With urbanization continuing at a breakneck pace, the traditional cultures of many of China’s 55 recognized ethnic minorities are under threat. Hainan’s indigenous Li people, who make up about 16 percent of the island’s population and speak a language similar to Thai, are no exception. A short drive into the misty hills north of Sanya, the government has set up the Betel Nut Valley heritage park to preserve and showcase their culture. Another ethnic minority culture on show in the park belongs to the Miao. They make up less than one percent of the population of Hainan, but are found in larger numbers across southern China and Southeast Asia too.

The Li have lived in mud-walled, thatched huts in the lush forests around central Hainan’s Wuzhi mountain, and followed a spirit worshipping, totemic culture since ancient times. UNESCO added the Li’s rich tradition of textile techniques – spinning, dyeing, weaving and embroidering – to its list of intangible cultural heritage in urgent need of safeguarding, in 2009.

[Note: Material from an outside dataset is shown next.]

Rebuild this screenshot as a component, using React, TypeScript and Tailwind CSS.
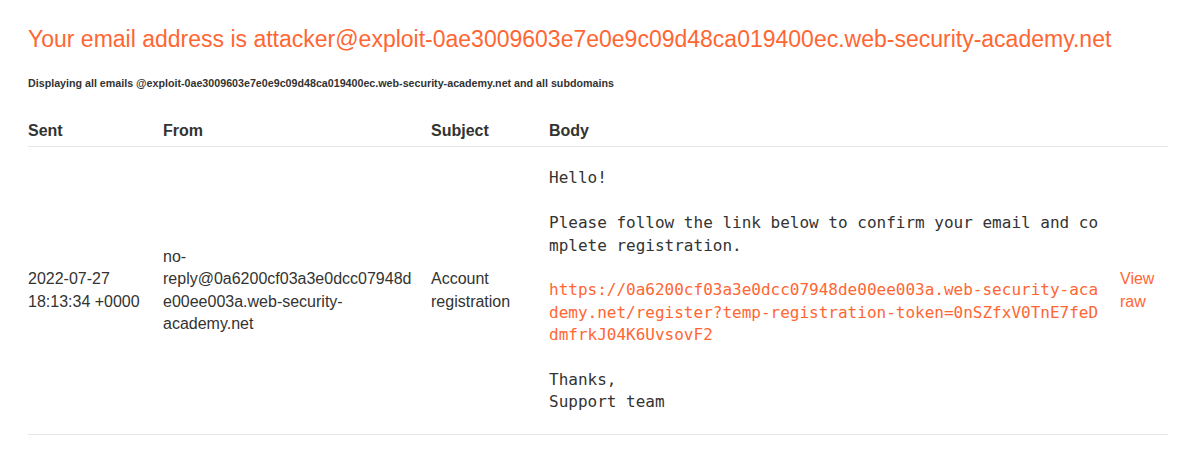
export default function App() {
  const sans = { fontFamily: '"Liberation Sans", Arial, sans-serif' };
  return (
    <div className="min-h-[464px] bg-white px-7 pt-[24px] text-[#333332]" style={sans}>
      <h1 className="text-[23px] font-normal leading-[30px] text-[#ff6633]">
        Your email address is attacker@exploit-0ae3009603e7e0e9c09d48ca019400ec.web-security-academy.net
      </h1>
      <h4 className="mt-[21px] text-[10.7px] font-bold leading-4">
        Displaying all emails @exploit-0ae3009603e7e0e9c09d48ca019400ec.web-security-academy.net and all subdomains
      </h4>
      <table className="mt-[17px] w-[1140px] table-fixed border-collapse text-base leading-[1.4]">
        <colgroup>
          <col className="w-[135px]" />
          <col className="w-[268px]" />
          <col className="w-[118px]" />
          <col className="w-[571px]" />
          <col className="w-[48px]" />
        </colgroup>
        <thead>
          <tr className="border-b border-[#e6e6e6]">
            <th className="pt-3 pb-1 text-left font-bold">Sent</th>
            <th className="pt-3 pb-1 text-left font-bold">From</th>
            <th className="pt-3 pb-1 text-left font-bold">Subject</th>
            <th className="pt-3 pb-1 text-left font-bold">Body</th>
            <th className="pt-3 pb-1"></th>
          </tr>
        </thead>
        <tbody>
          <tr className="border-b border-[#e6e6e6]">
            <td className="py-5 pr-5 align-middle">2022-07-27 18:13:34 +0000</td>
            <td className="py-5 pr-4 align-middle break-words">
              no-reply@0a6200cf03a3e0dcc07948de00ee003a.web-security-academy.net
            </td>
            <td className="py-5 pr-4 align-middle">Account registration</td>
            <td className="py-5 pr-4 align-middle">
              <pre
                className="m-0 whitespace-pre-wrap break-all text-base leading-[1.4] text-[#333332]"
                style={{ fontFamily: '"DejaVu Sans Mono", monospace' }}
              >
                {"Hello!\n\nPlease follow the link below to confirm your email and complete registration.\n\n"}
                <a className="text-[#ff6633]">
                  https://0a6200cf03a3e0dcc07948de00ee003a.web-security-academy.net/register?temp-registration-token=0nSZfxV0TnE7feDdmfrkJ04K6UvsovF2
                </a>
                {"\n\nThanks,\nSupport team"}
              </pre>
            </td>
            <td className="py-5 align-middle">
              <a className="text-[#ff6633]">View raw</a>
            </td>
          </tr>
        </tbody>
      </table>
    </div>
  );
}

Beautiful hand-woven brocades – replete with totemic motifs such as frogs, oxen and other elements of nature – can be purchased for 8,000 yuan or more in the demonstration area. Eighty two-year-old Fu Jinhua, whose face and body are tattooed in the traditional way, is there to show visitors her craft.

Fu works from an intricate design that has been completely planned out and held only in her mind. One of her fine creations may take months to complete. During school holidays, she teaches her grand-daughter her skills. She also says she is willing to hand them down to anybody else, provided they are sincere and dedicated, and can spend at least two or three months to complete an apprenticeship.

The Hainan government has responded to dwindling numbers of practitioners of the craft by funding traditional textile business, paying for young people to train, and staging exhibitions to arouse interest. But as the park’s general manager Ji Guo admits, preserving traditional Li culture is an up-hill battle. Youngsters these days leave to live in the city. Few are willing to dedicate themselves to weaving and embroidery. In the same way, no-one wants to have their face tattooed, or live in a traditional hut that lets in mosquitoes and can be destroyed by a typhoon.

In addition to showcasing traditional Li living and crafts, Betel Nut Valley offers lively cultural performances and traditional food as well. The government guidebook describes it as “a living fossil” of Hainan tradition. For visitors eager for a taste of an exotic culture while it’s still around, it’s well worth a visit.